[Begin Data shown]
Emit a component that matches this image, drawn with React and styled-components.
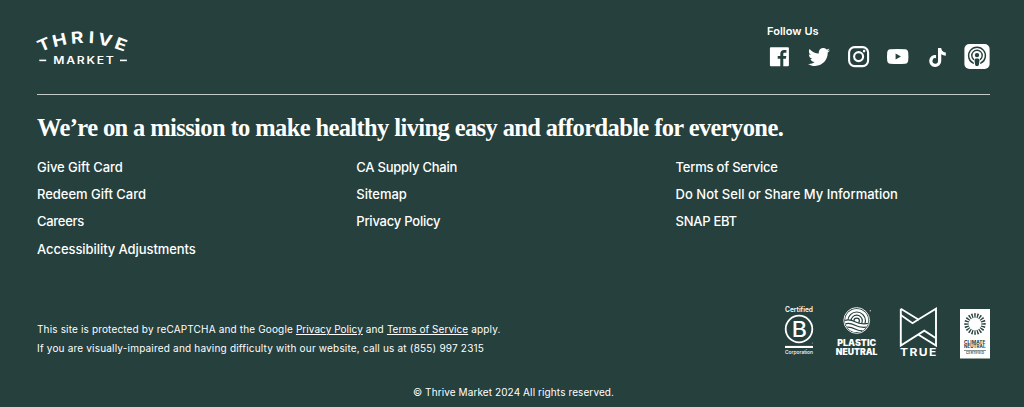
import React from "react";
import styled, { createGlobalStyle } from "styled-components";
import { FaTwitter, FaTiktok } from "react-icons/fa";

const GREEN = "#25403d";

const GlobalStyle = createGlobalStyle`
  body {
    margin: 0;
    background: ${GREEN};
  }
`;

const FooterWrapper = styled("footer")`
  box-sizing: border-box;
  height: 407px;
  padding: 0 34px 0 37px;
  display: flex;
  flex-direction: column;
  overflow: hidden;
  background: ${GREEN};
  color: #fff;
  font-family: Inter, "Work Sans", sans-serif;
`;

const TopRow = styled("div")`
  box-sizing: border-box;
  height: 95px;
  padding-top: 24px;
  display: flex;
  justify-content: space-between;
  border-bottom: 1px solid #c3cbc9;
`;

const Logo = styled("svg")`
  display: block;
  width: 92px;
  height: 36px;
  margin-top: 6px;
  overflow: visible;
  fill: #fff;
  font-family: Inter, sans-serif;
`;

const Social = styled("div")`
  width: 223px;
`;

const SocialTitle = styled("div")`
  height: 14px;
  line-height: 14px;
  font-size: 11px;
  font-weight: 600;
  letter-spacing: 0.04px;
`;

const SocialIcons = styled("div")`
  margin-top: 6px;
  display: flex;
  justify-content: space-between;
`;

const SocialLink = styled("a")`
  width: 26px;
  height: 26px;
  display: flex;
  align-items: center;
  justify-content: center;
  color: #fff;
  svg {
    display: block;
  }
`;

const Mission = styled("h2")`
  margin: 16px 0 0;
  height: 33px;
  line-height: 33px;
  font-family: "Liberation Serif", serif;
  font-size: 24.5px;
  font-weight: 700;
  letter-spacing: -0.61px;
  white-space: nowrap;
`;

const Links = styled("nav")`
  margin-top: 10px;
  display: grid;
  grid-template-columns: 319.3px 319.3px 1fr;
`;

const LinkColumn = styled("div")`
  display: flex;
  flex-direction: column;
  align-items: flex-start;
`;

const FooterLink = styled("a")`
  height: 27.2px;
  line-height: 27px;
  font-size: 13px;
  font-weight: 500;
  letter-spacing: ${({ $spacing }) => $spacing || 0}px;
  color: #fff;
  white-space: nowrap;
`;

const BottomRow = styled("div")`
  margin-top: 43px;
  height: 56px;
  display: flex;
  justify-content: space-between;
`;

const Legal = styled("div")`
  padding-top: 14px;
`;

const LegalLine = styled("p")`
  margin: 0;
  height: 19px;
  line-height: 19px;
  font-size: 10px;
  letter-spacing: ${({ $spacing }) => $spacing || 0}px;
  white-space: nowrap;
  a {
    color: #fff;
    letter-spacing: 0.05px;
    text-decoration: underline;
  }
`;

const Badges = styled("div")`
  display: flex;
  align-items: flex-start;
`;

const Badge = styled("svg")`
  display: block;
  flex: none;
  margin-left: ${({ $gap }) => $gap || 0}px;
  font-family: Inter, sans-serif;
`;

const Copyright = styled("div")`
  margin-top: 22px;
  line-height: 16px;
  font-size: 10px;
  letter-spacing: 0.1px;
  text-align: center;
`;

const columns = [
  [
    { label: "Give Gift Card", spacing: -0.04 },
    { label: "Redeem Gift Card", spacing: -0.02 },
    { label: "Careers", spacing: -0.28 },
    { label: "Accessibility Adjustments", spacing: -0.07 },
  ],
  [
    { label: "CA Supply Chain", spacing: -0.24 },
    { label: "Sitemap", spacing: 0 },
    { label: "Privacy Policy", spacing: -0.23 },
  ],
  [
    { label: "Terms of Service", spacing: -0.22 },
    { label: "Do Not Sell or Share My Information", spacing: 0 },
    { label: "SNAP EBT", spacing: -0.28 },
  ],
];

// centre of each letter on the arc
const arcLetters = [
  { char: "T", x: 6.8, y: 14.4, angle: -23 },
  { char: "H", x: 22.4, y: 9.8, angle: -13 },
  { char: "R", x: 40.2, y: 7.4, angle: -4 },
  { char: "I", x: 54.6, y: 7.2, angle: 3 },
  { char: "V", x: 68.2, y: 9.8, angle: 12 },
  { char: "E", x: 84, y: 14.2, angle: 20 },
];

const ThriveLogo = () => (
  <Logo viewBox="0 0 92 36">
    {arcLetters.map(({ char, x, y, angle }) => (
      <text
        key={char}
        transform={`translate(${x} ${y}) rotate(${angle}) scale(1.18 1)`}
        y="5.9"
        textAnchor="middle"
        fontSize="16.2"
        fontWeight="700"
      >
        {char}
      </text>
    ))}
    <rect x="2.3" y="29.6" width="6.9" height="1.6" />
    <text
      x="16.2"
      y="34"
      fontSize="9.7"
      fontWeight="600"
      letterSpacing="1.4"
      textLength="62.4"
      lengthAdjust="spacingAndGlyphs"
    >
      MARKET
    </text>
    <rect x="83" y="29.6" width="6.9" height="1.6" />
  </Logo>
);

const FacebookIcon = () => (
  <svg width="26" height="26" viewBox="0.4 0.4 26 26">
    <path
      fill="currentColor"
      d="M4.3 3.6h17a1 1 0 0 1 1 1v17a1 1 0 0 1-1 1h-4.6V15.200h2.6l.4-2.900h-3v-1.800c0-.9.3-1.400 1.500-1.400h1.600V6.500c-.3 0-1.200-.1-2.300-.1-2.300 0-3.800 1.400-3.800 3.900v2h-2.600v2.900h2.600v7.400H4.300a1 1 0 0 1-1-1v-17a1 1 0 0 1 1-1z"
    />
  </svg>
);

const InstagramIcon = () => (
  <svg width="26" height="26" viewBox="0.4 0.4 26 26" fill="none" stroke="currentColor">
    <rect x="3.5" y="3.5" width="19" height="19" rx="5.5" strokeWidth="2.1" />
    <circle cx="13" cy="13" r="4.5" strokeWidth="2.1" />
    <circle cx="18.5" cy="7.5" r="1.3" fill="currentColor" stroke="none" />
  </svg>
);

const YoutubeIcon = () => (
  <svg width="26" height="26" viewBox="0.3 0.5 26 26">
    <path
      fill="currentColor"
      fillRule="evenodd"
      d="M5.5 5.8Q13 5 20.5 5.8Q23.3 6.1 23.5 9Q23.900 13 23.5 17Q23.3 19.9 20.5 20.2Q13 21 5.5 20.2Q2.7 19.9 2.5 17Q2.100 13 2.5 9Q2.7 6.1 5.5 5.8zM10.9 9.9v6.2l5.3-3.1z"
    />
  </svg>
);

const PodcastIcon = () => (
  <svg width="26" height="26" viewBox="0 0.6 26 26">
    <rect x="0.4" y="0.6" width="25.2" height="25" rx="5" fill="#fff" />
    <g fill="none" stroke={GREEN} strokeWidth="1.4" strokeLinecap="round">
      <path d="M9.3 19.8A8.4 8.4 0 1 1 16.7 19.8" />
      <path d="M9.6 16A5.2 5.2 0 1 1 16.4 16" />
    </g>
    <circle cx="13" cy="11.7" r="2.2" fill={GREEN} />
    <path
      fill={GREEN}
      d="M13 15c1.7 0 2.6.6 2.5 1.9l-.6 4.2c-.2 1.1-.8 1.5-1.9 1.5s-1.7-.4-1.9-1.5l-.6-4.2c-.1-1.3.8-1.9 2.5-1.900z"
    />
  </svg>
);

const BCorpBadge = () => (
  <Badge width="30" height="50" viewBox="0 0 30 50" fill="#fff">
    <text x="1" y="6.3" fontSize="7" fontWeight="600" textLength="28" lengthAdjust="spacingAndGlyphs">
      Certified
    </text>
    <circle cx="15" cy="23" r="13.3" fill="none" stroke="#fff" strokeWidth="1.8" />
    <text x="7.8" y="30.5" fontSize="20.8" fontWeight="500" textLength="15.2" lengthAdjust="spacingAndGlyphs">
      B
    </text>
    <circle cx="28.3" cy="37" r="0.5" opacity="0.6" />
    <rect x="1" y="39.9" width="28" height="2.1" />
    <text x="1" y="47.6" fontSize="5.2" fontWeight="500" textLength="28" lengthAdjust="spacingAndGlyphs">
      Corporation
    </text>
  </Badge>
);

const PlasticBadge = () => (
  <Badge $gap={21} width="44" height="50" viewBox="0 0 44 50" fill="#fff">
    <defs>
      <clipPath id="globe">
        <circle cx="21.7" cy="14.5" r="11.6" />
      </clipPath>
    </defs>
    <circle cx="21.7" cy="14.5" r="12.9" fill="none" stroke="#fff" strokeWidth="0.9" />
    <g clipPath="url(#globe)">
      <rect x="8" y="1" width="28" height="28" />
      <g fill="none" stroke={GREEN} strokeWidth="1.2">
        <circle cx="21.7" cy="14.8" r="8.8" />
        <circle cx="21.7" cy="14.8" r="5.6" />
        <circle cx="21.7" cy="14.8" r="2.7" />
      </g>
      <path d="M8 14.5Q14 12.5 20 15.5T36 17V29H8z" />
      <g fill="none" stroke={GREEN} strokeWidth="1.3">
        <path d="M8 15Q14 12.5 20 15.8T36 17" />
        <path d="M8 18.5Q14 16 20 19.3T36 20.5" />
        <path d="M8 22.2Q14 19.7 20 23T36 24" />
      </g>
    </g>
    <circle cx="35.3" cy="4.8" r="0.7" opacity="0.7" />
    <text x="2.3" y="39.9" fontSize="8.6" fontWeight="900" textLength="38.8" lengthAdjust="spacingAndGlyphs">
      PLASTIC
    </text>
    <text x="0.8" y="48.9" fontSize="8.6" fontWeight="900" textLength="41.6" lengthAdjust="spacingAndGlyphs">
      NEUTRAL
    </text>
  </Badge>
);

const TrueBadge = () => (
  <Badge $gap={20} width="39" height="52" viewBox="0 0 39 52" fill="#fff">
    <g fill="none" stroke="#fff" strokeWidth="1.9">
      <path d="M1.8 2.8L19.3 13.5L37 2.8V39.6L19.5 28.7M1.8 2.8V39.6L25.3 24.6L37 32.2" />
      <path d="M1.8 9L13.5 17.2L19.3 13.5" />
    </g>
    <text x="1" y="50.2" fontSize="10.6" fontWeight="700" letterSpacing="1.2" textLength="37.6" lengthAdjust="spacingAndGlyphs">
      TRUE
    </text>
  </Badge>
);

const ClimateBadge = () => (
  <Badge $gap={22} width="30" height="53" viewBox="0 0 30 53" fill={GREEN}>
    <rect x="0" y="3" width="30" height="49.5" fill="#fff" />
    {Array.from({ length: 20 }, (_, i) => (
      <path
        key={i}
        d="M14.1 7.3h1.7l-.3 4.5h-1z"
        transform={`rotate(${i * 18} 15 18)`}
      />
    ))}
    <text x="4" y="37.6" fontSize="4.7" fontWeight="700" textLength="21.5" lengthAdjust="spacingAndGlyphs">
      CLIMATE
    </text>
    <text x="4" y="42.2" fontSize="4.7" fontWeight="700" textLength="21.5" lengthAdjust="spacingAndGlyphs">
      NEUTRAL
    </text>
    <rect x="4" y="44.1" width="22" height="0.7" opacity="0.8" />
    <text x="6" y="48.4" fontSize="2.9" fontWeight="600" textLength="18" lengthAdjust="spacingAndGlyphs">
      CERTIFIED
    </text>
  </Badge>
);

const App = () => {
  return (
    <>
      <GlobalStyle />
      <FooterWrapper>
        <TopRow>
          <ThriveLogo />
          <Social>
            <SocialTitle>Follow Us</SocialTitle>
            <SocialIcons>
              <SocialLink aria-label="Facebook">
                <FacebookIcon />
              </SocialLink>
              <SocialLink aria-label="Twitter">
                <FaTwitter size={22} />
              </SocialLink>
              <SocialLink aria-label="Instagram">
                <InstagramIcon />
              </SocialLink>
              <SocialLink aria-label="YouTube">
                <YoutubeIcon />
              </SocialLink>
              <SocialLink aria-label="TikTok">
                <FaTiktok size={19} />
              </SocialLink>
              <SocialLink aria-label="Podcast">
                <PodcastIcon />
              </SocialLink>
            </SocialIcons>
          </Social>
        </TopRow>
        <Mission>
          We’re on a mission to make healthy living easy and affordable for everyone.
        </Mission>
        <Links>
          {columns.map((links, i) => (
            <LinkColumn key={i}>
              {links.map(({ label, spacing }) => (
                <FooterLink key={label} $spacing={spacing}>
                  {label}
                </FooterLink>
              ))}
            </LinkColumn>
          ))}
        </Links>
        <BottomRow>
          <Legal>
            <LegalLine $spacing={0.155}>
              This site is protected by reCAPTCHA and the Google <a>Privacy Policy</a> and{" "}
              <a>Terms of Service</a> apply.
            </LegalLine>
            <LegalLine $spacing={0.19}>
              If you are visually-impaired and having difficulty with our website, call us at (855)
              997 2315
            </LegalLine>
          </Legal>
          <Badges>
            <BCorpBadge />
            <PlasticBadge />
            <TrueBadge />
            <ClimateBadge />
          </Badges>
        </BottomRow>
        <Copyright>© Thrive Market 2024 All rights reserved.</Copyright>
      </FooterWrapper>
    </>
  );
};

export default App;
[End Data shown]
Stated goal: Count the lines above in which the word "with" appears, then state only that count.

Answer to the problem: 2